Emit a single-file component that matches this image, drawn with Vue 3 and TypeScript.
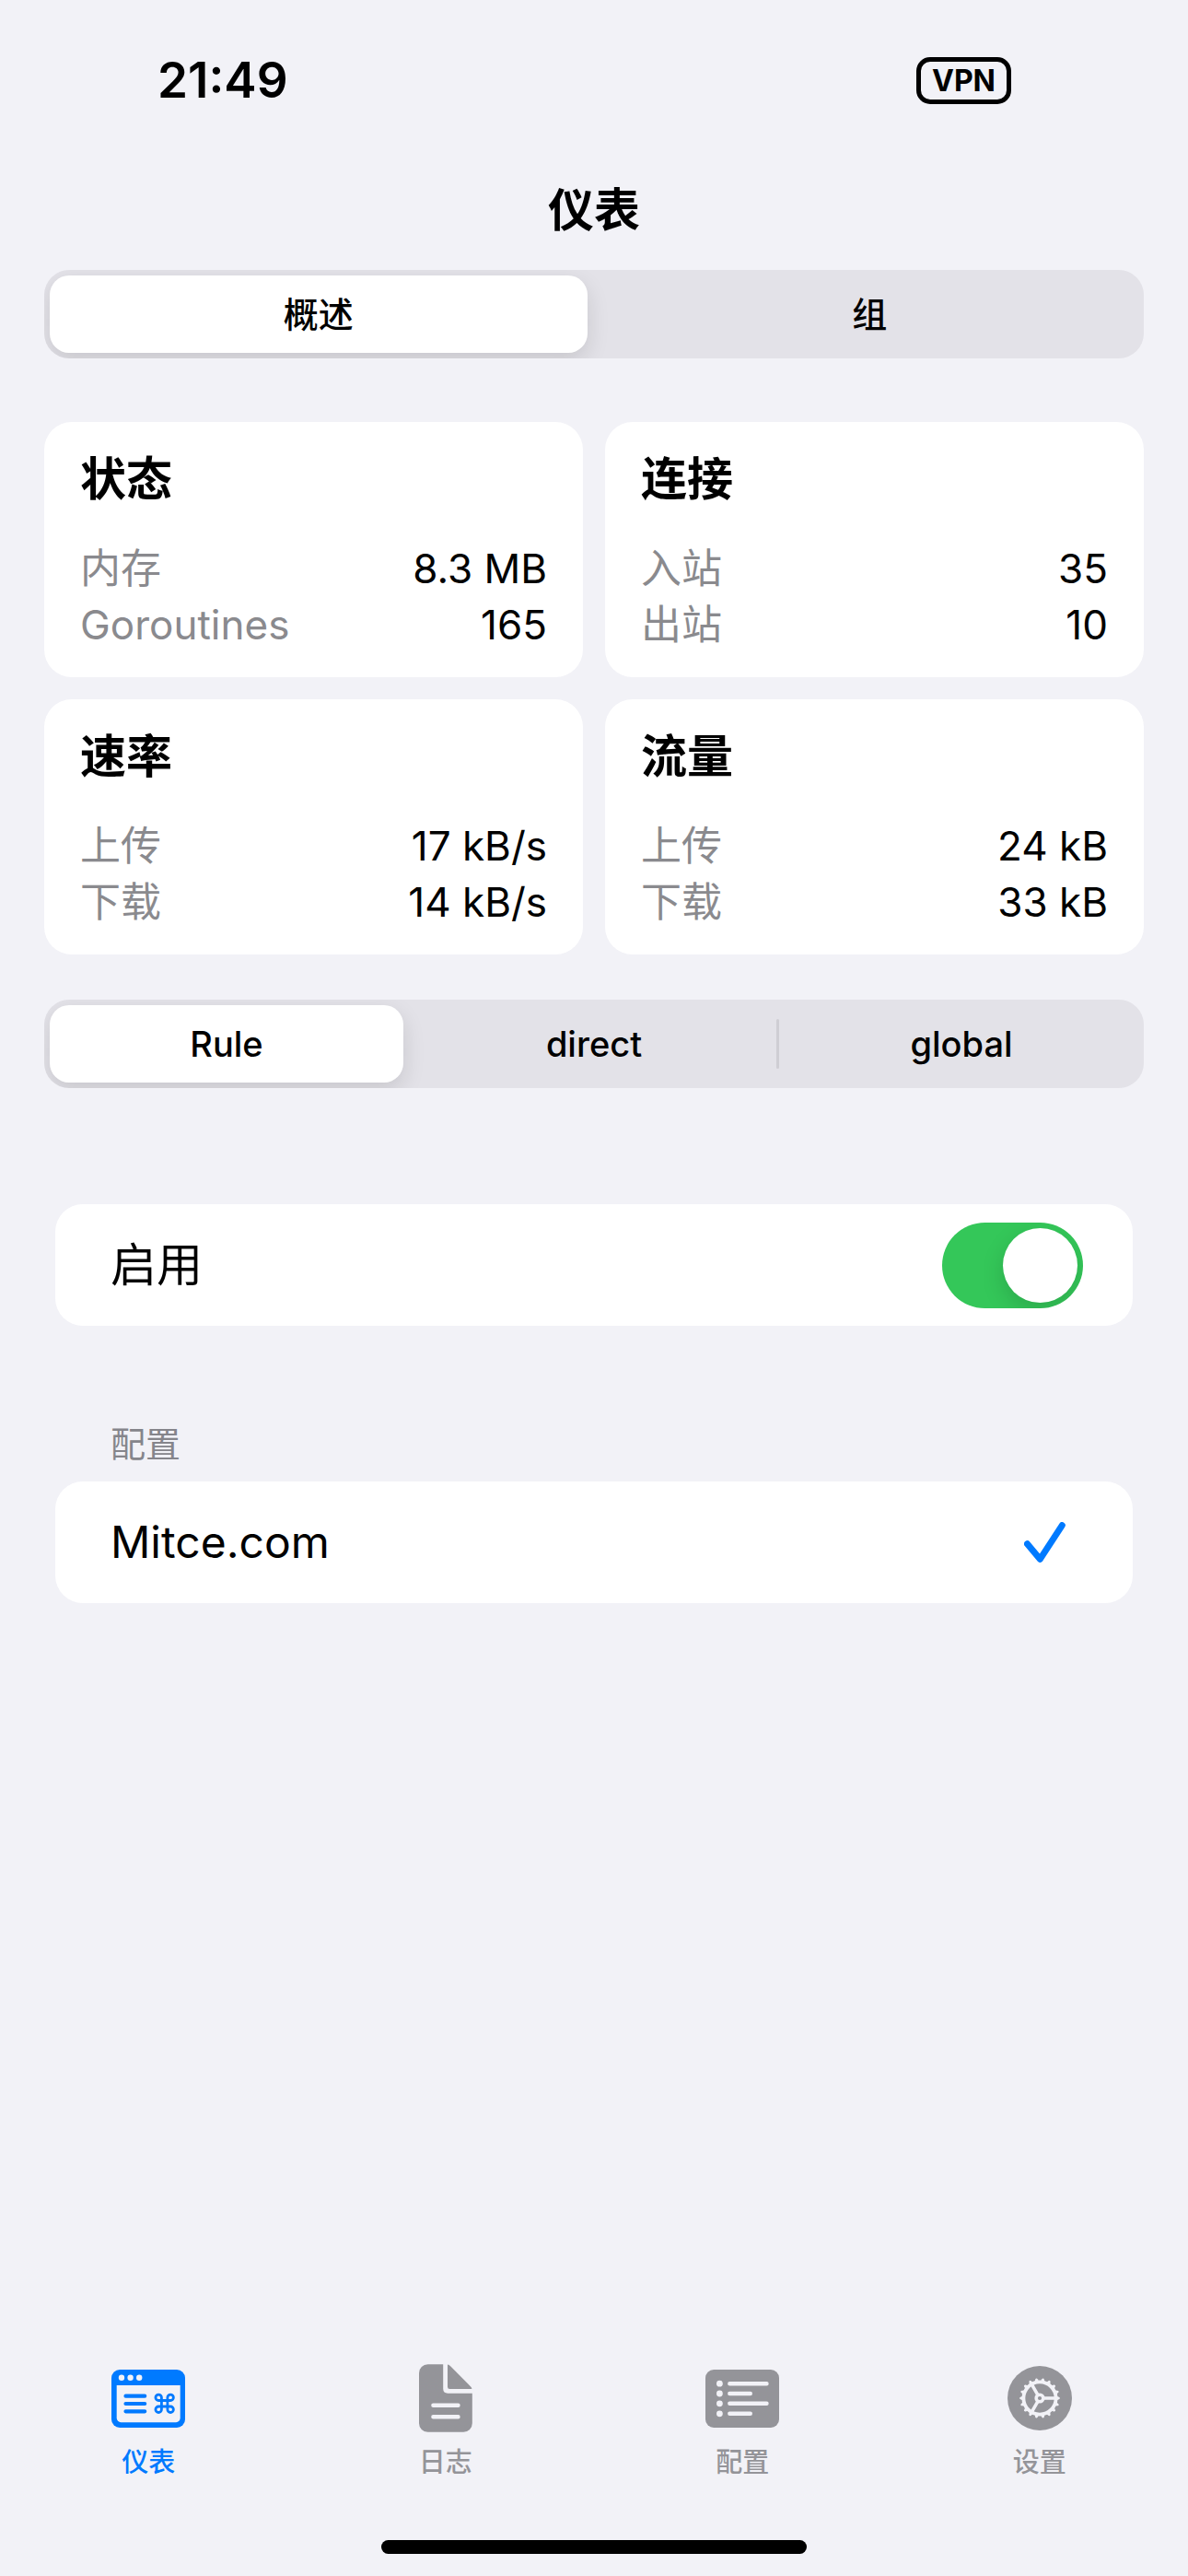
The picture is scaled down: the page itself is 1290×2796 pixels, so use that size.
<script setup lang="ts">
import { ref } from 'vue'

interface StatRow {
  label: string
  value: string
}

interface StatCard {
  title: string
  rows: StatRow[]
}

type TabId = 'dashboard' | 'logs' | 'profiles' | 'settings'

const sections: string[] = ['概述', '组']
const modes: string[] = ['Rule', 'direct', 'global']

const cards: StatCard[] = [
  {
    title: '状态',
    rows: [
      { label: '内存', value: '8.3 MB' },
      { label: 'Goroutines', value: '165' },
    ],
  },
  {
    title: '连接',
    rows: [
      { label: '入站', value: '35' },
      { label: '出站', value: '10' },
    ],
  },
  {
    title: '速率',
    rows: [
      { label: '上传', value: '17 kB/s' },
      { label: '下载', value: '14 kB/s' },
    ],
  },
  {
    title: '流量',
    rows: [
      { label: '上传', value: '24 kB' },
      { label: '下载', value: '33 kB' },
    ],
  },
]

const profiles: string[] = ['Mitce.com']

const tabs: { id: TabId; label: string }[] = [
  { id: 'dashboard', label: '仪表' },
  { id: 'logs', label: '日志' },
  { id: 'profiles', label: '配置' },
  { id: 'settings', label: '设置' },
]

const gearTeeth: number[] = Array.from({ length: 18 }, (_, i) => i * 20)

const section = ref('概述')
const mode = ref('Rule')
const enabled = ref(true)
const profile = ref('Mitce.com')
const activeTab = ref<TabId>('dashboard')
</script>

<template>
  <div class="screen">
    <header>
      <div class="status-bar">
        <time class="clock">21:49</time>
        <span class="vpn">VPN</span>
      </div>
      <h1 class="nav-title">仪表</h1>
    </header>

    <main class="content">
      <div class="segmented" role="group" aria-label="仪表">
        <template v-for="(name, i) in sections" :key="name">
          <span
            v-if="i > 0"
            class="divider"
            :class="{ hidden: section === name || section === sections[i - 1] }"
          ></span>
          <button
            type="button"
            class="segment"
            :class="{ selected: section === name }"
            :aria-pressed="section === name"
            @click="section = name"
          >
            {{ name }}
          </button>
        </template>
      </div>

      <div class="cards">
        <section v-for="card in cards" :key="card.title" class="card">
          <h2>{{ card.title }}</h2>
          <dl>
            <div v-for="row in card.rows" :key="row.label" class="stat">
              <dt>{{ row.label }}</dt>
              <dd>{{ row.value }}</dd>
            </div>
          </dl>
        </section>
      </div>

      <div class="segmented" role="group" aria-label="Mode">
        <template v-for="(name, i) in modes" :key="name">
          <span
            v-if="i > 0"
            class="divider"
            :class="{ hidden: mode === name || mode === modes[i - 1] }"
          ></span>
          <button
            type="button"
            class="segment"
            :class="{ selected: mode === name }"
            :aria-pressed="mode === name"
            @click="mode = name"
          >
            {{ name }}
          </button>
        </template>
      </div>

      <div class="list">
        <div class="list-row">
          <label for="enabled">启用</label>
          <input id="enabled" v-model="enabled" type="checkbox" role="switch" class="switch" />
        </div>
      </div>

      <section class="profiles">
        <h3>配置</h3>
        <div class="list">
          <button
            v-for="name in profiles"
            :key="name"
            type="button"
            class="list-row"
            :aria-pressed="profile === name"
            @click="profile = name"
          >
            <span>{{ name }}</span>
            <svg v-if="profile === name" class="check" width="45" height="44" viewBox="0 0 45 44" aria-hidden="true">
              <path d="M3.5 23.8 17.3 40.3 41.3 3.6" />
            </svg>
          </button>
        </div>
      </section>
    </main>

    <footer>
      <nav class="tab-bar">
        <button
          v-for="tab in tabs"
          :key="tab.id"
          type="button"
          class="tab"
          :class="{ active: activeTab === tab.id }"
          @click="activeTab = tab.id"
        >
          <span class="tab-icon">
            <svg v-if="tab.id === 'dashboard'" width="80" height="63" viewBox="0 0 80 63" aria-hidden="true">
              <rect width="80" height="63" rx="9" fill="currentColor" />
              <path d="M5.7 17H74.7V52.6A4.6 4.6 0 0 1 70.1 57.2H10.3A4.6 4.6 0 0 1 5.7 52.6Z" class="cut" />
              <circle cx="11" cy="8.8" r="3.2" class="cut" />
              <circle cx="20.6" cy="8.8" r="3.2" class="cut" />
              <circle cx="30.2" cy="8.8" r="3.2" class="cut" />
              <path
                d="M15.5 28.7H36.2M15.5 37H36.2M15.5 45.3H36.2"
                fill="none"
                stroke="currentColor"
                stroke-width="4.2"
                stroke-linecap="round"
              />
              <path
                transform="translate(44.7 23.8) scale(1.08)"
                d="M18 3a3 3 0 0 0-3 3v12a3 3 0 1 0 3-3H6a3 3 0 1 0 3 3V6a3 3 0 1 0-3 3h12a3 3 0 0 0 0-6"
                fill="none"
                stroke="currentColor"
                stroke-width="2.6"
              />
            </svg>
            <svg v-else-if="tab.id === 'logs'" width="58" height="74" viewBox="0 0 58 74" aria-hidden="true">
              <path
                d="M9.5 0.3H26.2V26.8Q26.2 31.7 31.2 31.7H57.8V64.2A9.5 9.5 0 0 1 48.3 73.7H9.5A9.5 9.5 0 0 1 0 64.2V9.8A9.5 9.5 0 0 1 9.5 0.3Z"
                fill="currentColor"
              />
              <path
                d="M31 1.2Q31 0 32.2 0.8Q33.2 1.4 34.4 2.6L55.2 23.4Q56.6 24.8 57.2 26Q57.8 27 56.6 27H33.2Q31 27 31 24.8Z"
                fill="currentColor"
              />
              <path d="M15.4 44.7H42.5M15.4 57.3H42.5" class="cut-line" stroke-width="4.4" />
            </svg>
            <svg v-else-if="tab.id === 'profiles'" width="80" height="63" viewBox="0 0 80 63" aria-hidden="true">
              <rect width="80" height="63" rx="9" fill="currentColor" />
              <circle cx="15.4" cy="15.2" r="3.4" class="cut" />
              <circle cx="15.4" cy="26" r="3.4" class="cut" />
              <circle cx="15.4" cy="36.8" r="3.4" class="cut" />
              <circle cx="15.4" cy="47.8" r="3.4" class="cut" />
              <path
                d="M26.3 15.2H66.5M26.3 26H48.8M26.3 36.8H66.5M26.3 47.8H48.8"
                class="cut-line"
                stroke-width="4.4"
              />
            </svg>
            <svg v-else width="70" height="70" viewBox="-35 -35 70 70" aria-hidden="true">
              <circle r="35" fill="currentColor" />
              <circle r="17.6" class="cut-line" stroke-width="3.8" />
              <path
                v-for="angle in gearTeeth"
                :key="angle"
                d="M18.5 -2.2 20.9 -1.3Q21.9 -0.9 21.9 0 21.9 0.9 20.9 1.3L18.5 2.2Z"
                class="cut"
                :transform="`rotate(${angle})`"
              />
              <path d="M4 0H17M-2 -3.46-8.5 -14.7M-2 3.46-8.5 14.7" class="cut-line" stroke-width="3.6" />
              <circle r="5.6" class="cut" />
              <circle r="2.1" fill="currentColor" />
            </svg>
          </span>
          <span class="tab-label">{{ tab.label }}</span>
        </button>
      </nav>
      <div class="home-indicator"></div>
    </footer>
  </div>
</template>

<style>
body {
  background: #f2f2f7;
}
</style>

<style scoped>
.screen {
  display: flex;
  flex-direction: column;
  box-sizing: border-box;
  min-height: 100vh;
  background: #f2f2f7;
  color: #000;
  font-family: Inter, 'Noto Sans CJK SC', sans-serif;
  font-size: 50px;
}

h1,
h2,
h3,
dl,
dd {
  margin: 0;
}

button {
  margin: 0;
  padding: 0;
  border: 0;
  background: none;
  color: inherit;
  font: inherit;
}

.status-bar {
  display: flex;
  justify-content: space-between;
  align-items: center;
  padding: 62px 192px 50px 171px;
}

.clock {
  font-size: 53px;
  font-weight: 600;
  line-height: 51px;
}

.vpn {
  box-sizing: border-box;
  padding: 0 12px;
  border: 5px solid #000;
  border-radius: 15px;
  font-size: 32px;
  font-weight: 700;
  line-height: 41px;
}

.nav-title {
  font-size: 50px;
  font-weight: 600;
  line-height: 130px;
  text-align: center;
}

.content {
  display: flex;
  flex-direction: column;
  padding: 0 48px;
}

.segmented {
  display: flex;
  align-items: center;
  padding: 6px;
  overflow: hidden;
  border-radius: 27px;
  background: #e3e2e8;
}

.segment {
  flex: 1 1 0;
  height: 84px;
  border-radius: 21px;
  font-size: 38px;
  font-weight: 500;
  line-height: 84px;
}

.segment.selected {
  background: #fff;
  box-shadow: 0 9px 24px rgba(0, 0, 0, 0.12);
}

.divider {
  width: 3px;
  height: 54px;
  margin: 0 6px;
  border-radius: 2px;
  background: #cfced4;
}

.divider.hidden {
  background: transparent;
}

.cards {
  display: grid;
  grid-template-columns: 1fr 1fr;
  gap: 24px;
  margin: 69px 0 49px;
}

.card {
  padding: 31px 39px 26px;
  border-radius: 30px;
  background: #fff;
}

.card h2 {
  margin-bottom: 36px;
  font-size: 50px;
  font-weight: 600;
  line-height: 62px;
}

.stat {
  display: flex;
  justify-content: space-between;
  font-size: 44px;
  line-height: 61px;
}

.stat dt {
  color: #8a8a8e;
}

.list {
  overflow: hidden;
  margin: 0 12px;
  border-radius: 30px;
  background: #fff;
}

.segmented + .list {
  margin-top: 126px;
}

.list-row {
  display: flex;
  justify-content: space-between;
  align-items: center;
  box-sizing: border-box;
  width: 100%;
  height: 132px;
  padding: 0 54px 0 60px;
  line-height: 132px;
}

button.list-row {
  padding-right: 73px;
  font-size: 48px;
}

.switch {
  flex: none;
  width: 153px;
  height: 93px;
  margin: 0;
  overflow: hidden;
  border-radius: 47px;
  background: #e9e9eb;
  appearance: none;
}

.switch::before {
  content: '';
  display: block;
  width: 81px;
  height: 81px;
  margin: 6px;
  border-radius: 50%;
  background: #fff;
  box-shadow: 0 9px 24px rgba(0, 0, 0, 0.15);
}

.switch:checked {
  background: #34c759;
}

.switch:checked::before {
  margin-left: 66px;
}

.profiles h3 {
  margin: 101px 72px 14px;
  color: #85858b;
  font-size: 38px;
  font-weight: 400;
  line-height: 54px;
}

.check {
  fill: none;
  stroke: #007aff;
  stroke-width: 7;
  stroke-linecap: round;
  stroke-linejoin: round;
}

footer {
  margin-top: auto;
}

.tab-bar {
  display: flex;
}

.tab {
  display: flex;
  flex: 1 1 0;
  flex-direction: column;
  align-items: center;
  gap: 11px;
  color: #949499;
}

.tab.active {
  color: #007aff;
}

.tab-icon {
  display: flex;
  align-items: center;
  height: 74px;
}

.tab-label {
  font-size: 29px;
  font-weight: 500;
  line-height: 44px;
}

.cut {
  fill: #f2f2f7;
}

.cut-line {
  fill: none;
  stroke: #f2f2f7;
  stroke-linecap: round;
}

.home-indicator {
  width: 462px;
  height: 15px;
  margin: 62px auto 24px;
  border-radius: 8px;
  background: #000;
}
</style>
==*==
Count each line where the string "that" occurs, and write only the number.

> Task result: 2